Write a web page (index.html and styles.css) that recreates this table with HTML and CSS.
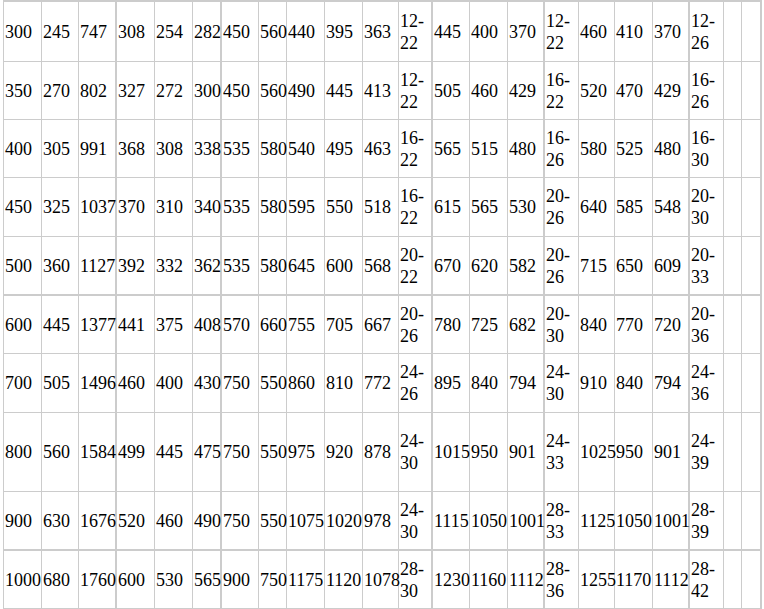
FILE: index.html
```html
<!DOCTYPE html>
<html lang="zh">
<head>
<meta charset="utf-8">
<title>尺寸表</title>
<link rel="stylesheet" href="styles.css">
</head>
<body>
<table class="sheet">
<tbody>
<tr><td>300</td><td>245</td><td>747</td><td>308</td><td>254</td><td>282</td><td>450</td><td>560</td><td>440</td><td>395</td><td>363</td><td>12-<wbr>22</td><td>445</td><td>400</td><td>370</td><td>12-<wbr>22</td><td>460</td><td>410</td><td>370</td><td>12-<wbr>26</td><td></td><td></td></tr>
<tr><td>350</td><td>270</td><td>802</td><td>327</td><td>272</td><td>300</td><td>450</td><td>560</td><td>490</td><td>445</td><td>413</td><td>12-<wbr>22</td><td>505</td><td>460</td><td>429</td><td>16-<wbr>22</td><td>520</td><td>470</td><td>429</td><td>16-<wbr>26</td><td></td><td></td></tr>
<tr><td>400</td><td>305</td><td>991</td><td>368</td><td>308</td><td>338</td><td>535</td><td>580</td><td>540</td><td>495</td><td>463</td><td>16-<wbr>22</td><td>565</td><td>515</td><td>480</td><td>16-<wbr>26</td><td>580</td><td>525</td><td>480</td><td>16-<wbr>30</td><td></td><td></td></tr>
<tr><td>450</td><td>325</td><td>1037</td><td>370</td><td>310</td><td>340</td><td>535</td><td>580</td><td>595</td><td>550</td><td>518</td><td>16-<wbr>22</td><td>615</td><td>565</td><td>530</td><td>20-<wbr>26</td><td>640</td><td>585</td><td>548</td><td>20-<wbr>30</td><td></td><td></td></tr>
<tr><td>500</td><td>360</td><td>1127</td><td>392</td><td>332</td><td>362</td><td>535</td><td>580</td><td>645</td><td>600</td><td>568</td><td>20-<wbr>22</td><td>670</td><td>620</td><td>582</td><td>20-<wbr>26</td><td>715</td><td>650</td><td>609</td><td>20-<wbr>33</td><td></td><td></td></tr>
<tr><td>600</td><td>445</td><td>1377</td><td>441</td><td>375</td><td>408</td><td>570</td><td>660</td><td>755</td><td>705</td><td>667</td><td>20-<wbr>26</td><td>780</td><td>725</td><td>682</td><td>20-<wbr>30</td><td>840</td><td>770</td><td>720</td><td>20-<wbr>36</td><td></td><td></td></tr>
<tr><td>700</td><td>505</td><td>1496</td><td>460</td><td>400</td><td>430</td><td>750</td><td>550</td><td>860</td><td>810</td><td>772</td><td>24-<wbr>26</td><td>895</td><td>840</td><td>794</td><td>24-<wbr>30</td><td>910</td><td>840</td><td>794</td><td>24-<wbr>36</td><td></td><td></td></tr>
<tr><td>800</td><td>560</td><td>1584</td><td>499</td><td>445</td><td>475</td><td>750</td><td>550</td><td>975</td><td>920</td><td>878</td><td>24-<wbr>30</td><td>1015</td><td>950</td><td>901</td><td>24-<wbr>33</td><td>1025</td><td>950</td><td>901</td><td>24-<wbr>39</td><td></td><td></td></tr>
<tr><td>900</td><td>630</td><td>1676</td><td>520</td><td>460</td><td>490</td><td>750</td><td>550</td><td>1075</td><td>1020</td><td>978</td><td>24-<wbr>30</td><td>1115</td><td>1050</td><td>1001</td><td>28-<wbr>33</td><td>1125</td><td>1050</td><td>1001</td><td>28-<wbr>39</td><td></td><td></td></tr>
<tr><td>1000</td><td>680</td><td>1760</td><td>600</td><td>530</td><td>565</td><td>900</td><td>750</td><td>1175</td><td>1120</td><td>1078</td><td>28-<wbr>30</td><td>1230</td><td>1160</td><td>1112</td><td>28-<wbr>36</td><td>1255</td><td>1170</td><td>1112</td><td>28-<wbr>42</td><td></td><td></td></tr>
</tbody>
</table>
</body>
</html>
```
FILE: styles.css
```css
html, body {
  margin: 0;
  padding: 0;
  background: #ffffff;
}

.sheet {
  display: grid;
  grid-template-columns: 38px 37px 38px 38px 38px 29px 37px 28px 38px 38px 36px 34px 37px 38px 37px 34px 36px 38px 37px 34px 18px 20px;
  grid-template-rows: 60px 58px 58px 59px 59px 58px 59px 79px 59px 58px;
  width: max-content;
  margin-left: 3px;
  border-left: 1px solid #cccccc;
  border-top: 2px solid #cccccc;
  font-family: "Liberation Serif", "Noto Sans CJK SC", serif;
  font-size: 18px;
  line-height: 22px;
  color: #000000;
}

.sheet tbody,
.sheet tr {
  display: contents;
}

.sheet td {
  box-sizing: border-box;
  display: flex;
  align-items: center;
  padding: 0 1px;
  border-right: 1px solid #cccccc;
  border-bottom: 1px solid #cccccc;
  white-space: normal;
  overflow: visible;
  min-width: 0;
}

.sheet td:nth-child(3),
.sheet td:nth-child(6),
.sheet td:nth-child(12),
.sheet td:nth-child(15),
.sheet td:nth-child(19),
.sheet td:nth-child(22) {
  border-right-width: 2px;
}

.sheet tr:nth-child(5) td,
.sheet tr:nth-child(9) td {
  border-bottom-width: 2px;
}
```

☆ ☆ ☆ ☆ ☆

▸ TASK DIRECTIONS: Take the listing above and restate it word for word, without its pictures.

▸ RESPONSE TO THIS EXERCISE:
Write a web page (index.html and styles.css) that recreates this table with HTML and CSS.
FILE: index.html
```html
<!DOCTYPE html>
<html lang="zh">
<head>
<meta charset="utf-8">
<title>尺寸表</title>
<link rel="stylesheet" href="styles.css">
</head>
<body>
<table class="sheet">
<tbody>
<tr><td>300</td><td>245</td><td>747</td><td>308</td><td>254</td><td>282</td><td>450</td><td>560</td><td>440</td><td>395</td><td>363</td><td>12-<wbr>22</td><td>445</td><td>400</td><td>370</td><td>12-<wbr>22</td><td>460</td><td>410</td><td>370</td><td>12-<wbr>26</td><td></td><td></td></tr>
<tr><td>350</td><td>270</td><td>802</td><td>327</td><td>272</td><td>300</td><td>450</td><td>560</td><td>490</td><td>445</td><td>413</td><td>12-<wbr>22</td><td>505</td><td>460</td><td>429</td><td>16-<wbr>22</td><td>520</td><td>470</td><td>429</td><td>16-<wbr>26</td><td></td><td></td></tr>
<tr><td>400</td><td>305</td><td>991</td><td>368</td><td>308</td><td>338</td><td>535</td><td>580</td><td>540</td><td>495</td><td>463</td><td>16-<wbr>22</td><td>565</td><td>515</td><td>480</td><td>16-<wbr>26</td><td>580</td><td>525</td><td>480</td><td>16-<wbr>30</td><td></td><td></td></tr>
<tr><td>450</td><td>325</td><td>1037</td><td>370</td><td>310</td><td>340</td><td>535</td><td>580</td><td>595</td><td>550</td><td>518</td><td>16-<wbr>22</td><td>615</td><td>565</td><td>530</td><td>20-<wbr>26</td><td>640</td><td>585</td><td>548</td><td>20-<wbr>30</td><td></td><td></td></tr>
<tr><td>500</td><td>360</td><td>1127</td><td>392</td><td>332</td><td>362</td><td>535</td><td>580</td><td>645</td><td>600</td><td>568</td><td>20-<wbr>22</td><td>670</td><td>620</td><td>582</td><td>20-<wbr>26</td><td>715</td><td>650</td><td>609</td><td>20-<wbr>33</td><td></td><td></td></tr>
<tr><td>600</td><td>445</td><td>1377</td><td>441</td><td>375</td><td>408</td><td>570</td><td>660</td><td>755</td><td>705</td><td>667</td><td>20-<wbr>26</td><td>780</td><td>725</td><td>682</td><td>20-<wbr>30</td><td>840</td><td>770</td><td>720</td><td>20-<wbr>36</td><td></td><td></td></tr>
<tr><td>700</td><td>505</td><td>1496</td><td>460</td><td>400</td><td>430</td><td>750</td><td>550</td><td>860</td><td>810</td><td>772</td><td>24-<wbr>26</td><td>895</td><td>840</td><td>794</td><td>24-<wbr>30</td><td>910</td><td>840</td><td>794</td><td>24-<wbr>36</td><td></td><td></td></tr>
<tr><td>800</td><td>560</td><td>1584</td><td>499</td><td>445</td><td>475</td><td>750</td><td>550</td><td>975</td><td>920</td><td>878</td><td>24-<wbr>30</td><td>1015</td><td>950</td><td>901</td><td>24-<wbr>33</td><td>1025</td><td>950</td><td>901</td><td>24-<wbr>39</td><td></td><td></td></tr>
<tr><td>900</td><td>630</td><td>1676</td><td>520</td><td>460</td><td>490</td><td>750</td><td>550</td><td>1075</td><td>1020</td><td>978</td><td>24-<wbr>30</td><td>1115</td><td>1050</td><td>1001</td><td>28-<wbr>33</td><td>1125</td><td>1050</td><td>1001</td><td>28-<wbr>39</td><td></td><td></td></tr>
<tr><td>1000</td><td>680</td><td>1760</td><td>600</td><td>530</td><td>565</td><td>900</td><td>750</td><td>1175</td><td>1120</td><td>1078</td><td>28-<wbr>30</td><td>1230</td><td>1160</td><td>1112</td><td>28-<wbr>36</td><td>1255</td><td>1170</td><td>1112</td><td>28-<wbr>42</td><td></td><td></td></tr>
</tbody>
</table>
</body>
</html>
```
FILE: styles.css
```css
html, body {
  margin: 0;
  padding: 0;
  background: #ffffff;
}

.sheet {
  display: grid;
  grid-template-columns: 38px 37px 38px 38px 38px 29px 37px 28px 38px 38px 36px 34px 37px 38px 37px 34px 36px 38px 37px 34px 18px 20px;
  grid-template-rows: 60px 58px 58px 59px 59px 58px 59px 79px 59px 58px;
  width: max-content;
  margin-left: 3px;
  border-left: 1px solid #cccccc;
  border-top: 2px solid #cccccc;
  font-family: "Liberation Serif", "Noto Sans CJK SC", serif;
  font-size: 18px;
  line-height: 22px;
  color: #000000;
}

.sheet tbody,
.sheet tr {
  display: contents;
}

.sheet td {
  box-sizing: border-box;
  display: flex;
  align-items: center;
  padding: 0 1px;
  border-right: 1px solid #cccccc;
  border-bottom: 1px solid #cccccc;
  white-space: normal;
  overflow: visible;
  min-width: 0;
}

.sheet td:nth-child(3),
.sheet td:nth-child(6),
.sheet td:nth-child(12),
.sheet td:nth-child(15),
.sheet td:nth-child(19),
.sheet td:nth-child(22) {
  border-right-width: 2px;
}

.sheet tr:nth-child(5) td,
.sheet tr:nth-child(9) td {
  border-bottom-width: 2px;
}
```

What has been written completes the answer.